Fortunately the festival was confined neither to Carnegie Hall nor to concert halls in general. Several nightclubs, taking advantage of the international influx of visiting jazz fans, became part of the multiple celebrations.

Some of the most creative music, as well as the best reproduced sound, was presented by the Toshiko Akiyoshi Orchestra during her three-night stand at the Blue Note, a downtown club that now rivals the Village Vanguard in the consistency of its presentations.

Akiyoshi’s compositions and arrangements gave striking evidence of the advances made in orchestral writing, in contrast to the swing era works presented the previous evening in the retrospective by the American Jazz Orchestra. The suspensions and changes of tempo, the use of many keys and shifting themes within the body of a given piece, were beyond the scope of the early bands, with the exception of Duke Ellington’s.
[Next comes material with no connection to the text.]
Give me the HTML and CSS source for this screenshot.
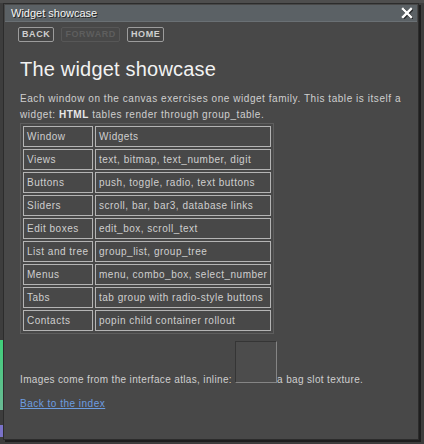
FILE: index.html
```html
<!DOCTYPE html>
<html lang="en">
<head>
    <meta charset="UTF-8">
    <meta name="viewport" content="width=device-width, initial-scale=1.0">
    <title>Widget showcase</title>
    <link rel="stylesheet" href="styles.css">
</head>
<body>
    <div class="desktop">
        <div class="behind behind-top"></div>
        <div class="behind behind-green"></div>
        <div class="behind behind-purple"></div>

        <div class="window">
            <div class="titlebar">
                <span class="title">Widget showcase</span>
                <button class="close" title="Close">
                    <svg width="12" height="12" viewBox="0 0 12 12">
                        <path d="M2 2 L10 10 M10 2 L2 10" stroke="#000" stroke-width="3" stroke-linecap="square" transform="translate(0.8 0.8)" opacity="0.6"/>
                        <path d="M2 2 L10 10 M10 2 L2 10" stroke="#fff" stroke-width="2.4" stroke-linecap="square"/>
                    </svg>
                </button>
            </div>

            <div class="nav">
                <button class="nav-btn">BACK</button>
                <button class="nav-btn" disabled>FORWARD</button>
                <button class="nav-btn">HOME</button>
            </div>

            <div class="page">
                <h1>The widget showcase</h1>
                <p class="intro">Each window on the canvas exercises one widget family. This table is itself a widget: <b>HTML</b> tables render through group_table.</p>

                <table class="widgets">
                    <tr><td class="name">Window</td><td>Widgets</td></tr>
                    <tr><td class="name">Views</td><td>text, bitmap, text_number, digit</td></tr>
                    <tr><td class="name">Buttons</td><td>push, toggle, radio, text buttons</td></tr>
                    <tr><td class="name">Sliders</td><td>scroll, bar, bar3, database links</td></tr>
                    <tr><td class="name">Edit boxes</td><td>edit_box, scroll_text</td></tr>
                    <tr><td class="name">List and tree</td><td>group_list, group_tree</td></tr>
                    <tr><td class="name">Menus</td><td>menu, combo_box, select_number</td></tr>
                    <tr><td class="name">Tabs</td><td>tab group with radio-style buttons</td></tr>
                    <tr><td class="name">Contacts</td><td>popin child container rollout</td></tr>
                </table>

                <p class="atlas">Images come from the interface atlas, inline: <span class="slot"></span>a bag slot texture.</p>
                <p class="back"><a href="#">Back to the index</a></p>
            </div>
        </div>
    </div>
</body>
</html>
```

FILE: styles.css
```css
body {
    margin: 0;
    background-color: #3a3a3a;
    font-family: 'Liberation Sans', Arial, sans-serif;
    color: #cfcfcf;
}
.desktop {
    position: relative;
    width: 424px;
    height: 444px;
    overflow: hidden;
    background: #3d3d3d;
}
.behind {
    position: absolute;
}
.behind-top {
    left: 0;
    top: 0;
    width: 424px;
    height: 3px;
    background: #4e4e4e;
}
.behind-green {
    left: 0;
    top: 340px;
    width: 3px;
    height: 70px;
    background: linear-gradient(#3fd07a, #6ab894);
}
.behind-purple {
    left: 0;
    top: 425px;
    width: 3px;
    height: 12px;
    background: #7a72c8;
}
.window {
    position: absolute;
    left: 3px;
    top: 3px;
    width: 414px;
    height: 435px;
    background: #484848;
    border: 1px solid #2c2c2c;
    box-shadow: 2px 2px 0 #1e1e1e;
}
.titlebar {
    display: flex;
    align-items: center;
    justify-content: space-between;
    height: 17px;
    margin: 1px;
    padding: 0 4px 0 6px;
    background: #5b6165;
    border-bottom: 1px solid #6a7074;
    box-sizing: border-box;
}
.title {
    font-size: 11px;
    line-height: 17px;
    color: #f4f4f4;
    text-shadow: 1px 1px 0 #222;
}
.close {
    display: flex;
    padding: 0;
    border: none;
    background: none;
    cursor: pointer;
}
.nav {
    display: flex;
    gap: 7px;
    margin-top: 5px;
    padding-left: 14px;
}
.nav-btn {
    height: 15px;
    padding: 0 3px;
    border: 1px solid #9c9c9c;
    border-radius: 2px;
    background: #444;
    color: #cfcfcf;
    font-family: 'Liberation Sans', Arial, sans-serif;
    font-size: 9px;
    font-weight: bold;
    letter-spacing: 0.6px;
    line-height: 13px;
    cursor: pointer;
}
.nav-btn:disabled {
    border-color: #575757;
    color: #5e5e5e;
    background: #484848;
    cursor: default;
}
.page {
    padding: 0 16px;
}
h1 {
    margin: 16px 0 0;
    font-size: 20px;
    font-weight: normal;
    line-height: 22px;
    letter-spacing: 0.2px;
    color: #f2f2f2;
}
p {
    margin: 0;
    font-size: 10px;
}
.intro {
    margin-top: 11px;
    line-height: 15.5px;
    letter-spacing: 0.55px;
}
.intro b {
    color: #e8e8e8;
}
.widgets {
    margin-top: 1px;
    border: 1px solid #5e5e5e;
    border-spacing: 2px;
    font-size: 10px;
}
.widgets td {
    width: 168px;
    padding: 3px;
    border: 1px solid #b4b4b4;
    line-height: 13px;
    color: #cfcfcf;
    white-space: nowrap;
    letter-spacing: 0.5px;
}
.widgets td.name {
    width: 62px;
}
.atlas {
    margin-top: 7px;
    line-height: 16px;
    letter-spacing: 0.35px;
}
.slot {
    display: inline-block;
    width: 40px;
    height: 40px;
    background: #4c4c4c;
    border: 1px solid #858585;
    border-top-color: #353535;
    border-left-color: #353535;
}
.back {
    margin-top: 8px;
    line-height: 16px;
    letter-spacing: 0.5px;
}
.back a {
    color: #6d9de0;
}
```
Where the saxophones were once largely confined to that instrument, Akiyoshi makes richly textured use of saxes, piccolos, flutes, clarinets and bass clarinets in a dazzling variety of colors.

Even the blues takes on a fresh character under the guidance of her pen: “Feast in Milano,” part of a suite, is a dashing blues in 5/4 time. Reflecting her ethnic heritage, Akiyoshi at one point used the taped sounds of Japanese Noh drummers.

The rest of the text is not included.